In this project I will undergo Jungian psychoanalysis within a performative and relational framework. I will delve deeply inside the role of my "Master Gardener" domme persona, substituting plant-inspired topping sessions for the dream-work typically used as source material for psychoanalysis. This work will be collaborative between myself, scene bottoms and a psychoanalyst who agrees to attend scenes and unpack the symbols and fantasy elements of this dramaturgical praxis. In response to these sessions I will complete a series of large-scale, leather-tooled sculptural works as well as a published curriculum detailing this speculative therapeutic protocol.

This exploration aims to unearth the pathologies around my resistance to commodifying art, the psycho-social instinct to dominate others for monetary gain, and the collective projection of ecofetishism as a surrogate for climate anxiety. Drawing on the Jungian archetype of the “Wounded Healer”, this undertaking examines the artifice of superiority required by professional dominants contrasted with the egalitarian vulnerability integral to successful individuation within psychoanalytic therapy. The carving, etching, and molding of bovine hide in the leather sculptures thus echo the 'wound' of this dominant archetype.

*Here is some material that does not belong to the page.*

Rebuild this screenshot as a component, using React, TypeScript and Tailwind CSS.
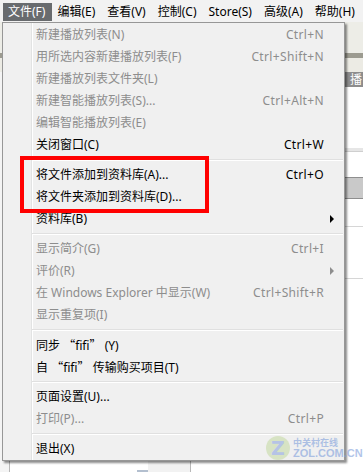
import React from "react";

type Item =
  | { sep: true }
  | { sep?: false; label: React.ReactNode; key: string; shortcut?: string; sub?: boolean; on?: boolean };

const Q = ({ c }: { c: string }) => (
  <span className="font-['Noto_Sans_CJK_SC',sans-serif]">{c}</span>
);

const items: Item[] = [
  { key: "n", label: "新建播放列表(N)", shortcut: "Ctrl+N" },
  { key: "f", label: "用所选内容新建播放列表(F)", shortcut: "Ctrl+Shift+N" },
  { key: "l", label: "新建播放列表文件夹(L)" },
  { key: "s", label: "新建智能播放列表(S)...", shortcut: "Ctrl+Alt+N" },
  { key: "e", label: "编辑智能播放列表(E)" },
  { key: "c", label: "关闭窗口(C)", shortcut: "Ctrl+W", on: true },
  { sep: true },
  { key: "a", label: "将文件添加到资料库(A)...", shortcut: "Ctrl+O", on: true },
  { key: "d", label: "将文件夹添加到资料库(D)...", on: true },
  { key: "b", label: "资料库(B)", sub: true, on: true },
  { sep: true },
  { key: "g", label: "显示简介(G)", shortcut: "Ctrl+I" },
  { key: "r", label: "评价(R)", sub: true },
  { key: "w", label: "在 Windows Explorer 中显示(W)", shortcut: "Ctrl+Shift+R" },
  { key: "i", label: "显示重复项(I)" },
  { sep: true },
  {
    key: "y",
    label: (
      <>
        同步 <Q c="“" />fifi<Q c="”" /> (Y)
      </>
    ),
    on: true,
  },
  {
    key: "t",
    label: (
      <>
        自 <Q c="“" />fifi<Q c="”" /> 传输购买项目(T)
      </>
    ),
    on: true,
  },
  { sep: true },
  { key: "u", label: "页面设置(U)...", on: true },
  { key: "p", label: "打印(P)...", shortcut: "Ctrl+P" },
  { sep: true },
  { key: "x", label: "退出(X)", on: true },
];

const menus = ["文件(F)", "编辑(E)", "查看(V)", "控制(C)", "Store(S)", "高级(A)", "帮助(H)"];

export default function App() {
  return (
    <div className="relative w-[363px] h-[472px] overflow-hidden bg-white text-[12px] text-black font-['Noto_Sans','Noto_Sans_CJK_SC',sans-serif]">
      {/* Menu bar */}
      <div className="flex h-[22px] items-start overflow-hidden bg-[#f2f2f2] pl-[3px] pt-[3px]">
        {menus.map((m, i) => (
          <div
            key={m}
            className={`h-[18px] shrink-0 whitespace-nowrap pl-[5px] pr-[7px] leading-[18px] ${
              i === 0 ? "bg-[#686b6e] text-white" : "text-black"
            }`}
          >
            {m}
          </div>
        ))}
      </div>

      {/* Window behind the menu */}
      <div className="flex flex-col">
        <div className="h-[31px] bg-[#ededE7]" />
        <div className="h-[5px] bg-[#9c9b90]" />
        <div className="h-[14px] bg-[#ecebe4]" />
        <div className="flex h-[410px]">
          <div className="flex w-[190px]">
            <div className="w-[9px] bg-[#f4f4f4]" />
            <div className="w-[128px] border-l border-[#b8b8b8] bg-white" />
            <div className="flex w-[11px] flex-col justify-end">
              <div className="h-[12px] bg-[#b3bfcf]" />
            </div>
            <div className="flex-1 bg-[#f2f2f2]" />
          </div>
          <div className="flex flex-1 flex-col border-l border-[#b8b8b8] bg-white">
            <div className="flex h-[15px] items-center justify-end bg-[#8d8d8d] pr-[1px] text-[12px] text-white">
              播
            </div>
            <div className="h-[61px] bg-white" />
            <div className="h-[4px] border-b border-[#cfcfcf] bg-[#e6e6e6]" />
            <div className="h-[25px] bg-white" />
            <div className="h-[22px] border-y border-[#8e8e8e] bg-[#c9c9c9]" />
            <div className="h-[28px] border-b border-[#d6d6d6] bg-white" />
            <div className="h-[52px] border-b border-[#d6d6d6] bg-white" />
            <div className="flex-1 bg-white" />
          </div>
        </div>
      </div>

      {/* File dropdown */}
      <div className="absolute left-[2px] top-[22px] w-[343px] border border-[#979797] bg-[#f0f0f0] pt-[1px] shadow-[2px_2px_2px_rgba(0,0,0,0.45)]">
        <div className="absolute left-[28px] top-0 bottom-0 w-[2px] border-l border-[#e2e3e3] bg-white" />
        {items.map((it, idx) =>
          it.sep ? (
            <div key={idx} className="relative flex h-[8px] items-center pl-[29px] pr-[1px]">
              <div className="h-[2px] flex-1 border-t border-[#e0e0e0] bg-white" />
            </div>
          ) : (
            <div
              key={it.key}
              className={`relative flex h-[22px] items-center pl-[33px] leading-[22px] ${
                it.on ? "text-black" : "text-[#8d8d8d]"
              }`}
            >
              <div className="flex-1 whitespace-pre">{it.label}</div>
              {it.shortcut && <div className="tracking-[0.35px]">{it.shortcut}</div>}
              <div className="flex w-[20px] items-center pl-[6px]">
                {it.sub && (
                  <div
                    className={`h-0 w-0 border-y-[4px] border-l-[4px] border-y-transparent ${
                      it.on ? "border-l-black" : "border-l-[#8d8d8d]"
                    }`}
                  />
                )}
              </div>
            </div>
          )
        )}
      </div>

      {/* Red highlight box */}
      <div className="absolute left-[20px] top-[156px] h-[57px] w-[189px] border-[4px] border-[#ff0000]" />

      {/* Watermark */}
      <div className="absolute left-[266px] top-[436px] flex items-center gap-[3px] opacity-60">
        <div className="flex h-[24px] w-[24px] items-center justify-center rounded-full bg-[#c8dca8] text-[19px] font-bold leading-none text-[#8fa6e0] font-['DejaVu_Sans',sans-serif]">
          Z
        </div>
        <div className="flex flex-col gap-[1px]">
          <span className="text-[9px] font-bold leading-[9px] text-[#7f9fdc] font-['Noto_Sans_CJK_SC',sans-serif]">中关村在线</span>
          <span className="text-[11px] font-bold leading-[10px] text-[#7f9fdc] font-['Liberation_Sans',sans-serif]">ZOL.COM.CN</span>
        </div>
      </div>
    </div>
  );
}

This new work will be anchored in building a garden shed in my backyard, on the site of a recent wildfire. This shed will serve as a studio, session space and psychoanalytic office for the work I am developing. Public activations and performances will occur at this site as will a work-in-progress outdoor installation surrounding the structure. The shed ties in to other shelter specific works I have created in the past including a "Mobile Monastery" where I lived in an RV in the lifestyle of an ascetic monk and “The Church of gorgeousTaps and The Reality Show”, a series of secular church services I created inside a shed in Brooklyn and Malmo. The site of shelter and precarity of home space is a theme I wish to revisit in this work and tie to the broader precarity of our Earth home as life on this shifting planet becomes ever more unpredictable.